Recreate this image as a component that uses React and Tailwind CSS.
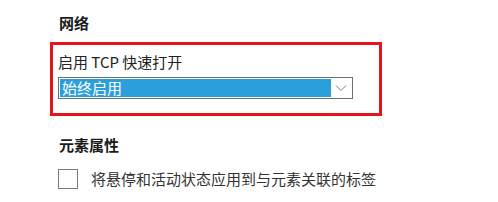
import React from 'react';

const font = { fontFamily: '"Microsoft YaHei", "Noto Sans CJK SC", "Noto Sans", sans-serif' };

const Chevron = () => (
  <svg width="12" height="8" viewBox="0 0 12 8" fill="none">
    <path d="M1 1.5 L6 6.5 L11 1.5" stroke="#7a7a7a" strokeWidth="1" />
  </svg>
);

export default function App() {
  return (
    <div className="w-[498px] h-[202px] bg-white pl-[50px] pt-[13px] text-[#1a1a1a]" style={font}>
      <div className="pl-[9px] text-[15px] font-bold leading-[20px]">网络</div>

      <div className="mt-[9px] w-[332px] h-[74px] border-[3px] border-[#e5141c] pl-[5px] pt-[7px]">
        <div className="text-[15px] leading-[20px] text-[#222]">启用 TCP 快速打开</div>
        <div className="mt-[5px] w-[295px] h-[22px] border border-[#6f6f6f] flex p-[1px]">
          <div className="flex-1 bg-[#2b9fd9] text-white text-[15px] leading-[18px] pl-[2px]">始终启用</div>
          <div className="w-[20px] flex items-center justify-center bg-white">
            <Chevron />
          </div>
        </div>
      </div>

      <div className="mt-[19px] pl-[9px] text-[15px] font-bold leading-[20px]">元素属性</div>

      <div className="mt-[14px] pl-[8px] flex items-center">
        <div className="w-[20px] h-[20px] border border-[#7a7a7a] bg-white" />
        <span className="ml-[13px] text-[15px] leading-[20px] text-[#333]">将悬停和活动状态应用到与元素关联的标签</span>
      </div>
    </div>
  );
}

▶ **Problem statement**
Copy the material above exactly and drop the pictures.

▶ **Response**
Recreate this image as a component that uses React and Tailwind CSS.
import React from 'react';

const font = { fontFamily: '"Microsoft YaHei", "Noto Sans CJK SC", "Noto Sans", sans-serif' };

const Chevron = () => (
  <svg width="12" height="8" viewBox="0 0 12 8" fill="none">
    <path d="M1 1.5 L6 6.5 L11 1.5" stroke="#7a7a7a" strokeWidth="1" />
  </svg>
);

export default function App() {
  return (
    <div className="w-[498px] h-[202px] bg-white pl-[50px] pt-[13px] text-[#1a1a1a]" style={font}>
      <div className="pl-[9px] text-[15px] font-bold leading-[20px]">网络</div>

      <div className="mt-[9px] w-[332px] h-[74px] border-[3px] border-[#e5141c] pl-[5px] pt-[7px]">
        <div className="text-[15px] leading-[20px] text-[#222]">启用 TCP 快速打开</div>
        <div className="mt-[5px] w-[295px] h-[22px] border border-[#6f6f6f] flex p-[1px]">
          <div className="flex-1 bg-[#2b9fd9] text-white text-[15px] leading-[18px] pl-[2px]">始终启用</div>
          <div className="w-[20px] flex items-center justify-center bg-white">
            <Chevron />
          </div>
        </div>
      </div>

      <div className="mt-[19px] pl-[9px] text-[15px] font-bold leading-[20px]">元素属性</div>

      <div className="mt-[14px] pl-[8px] flex items-center">
        <div className="w-[20px] h-[20px] border border-[#7a7a7a] bg-white" />
        <span className="ml-[13px] text-[15px] leading-[20px] text-[#333]">将悬停和活动状态应用到与元素关联的标签</span>
      </div>
    </div>
  );
}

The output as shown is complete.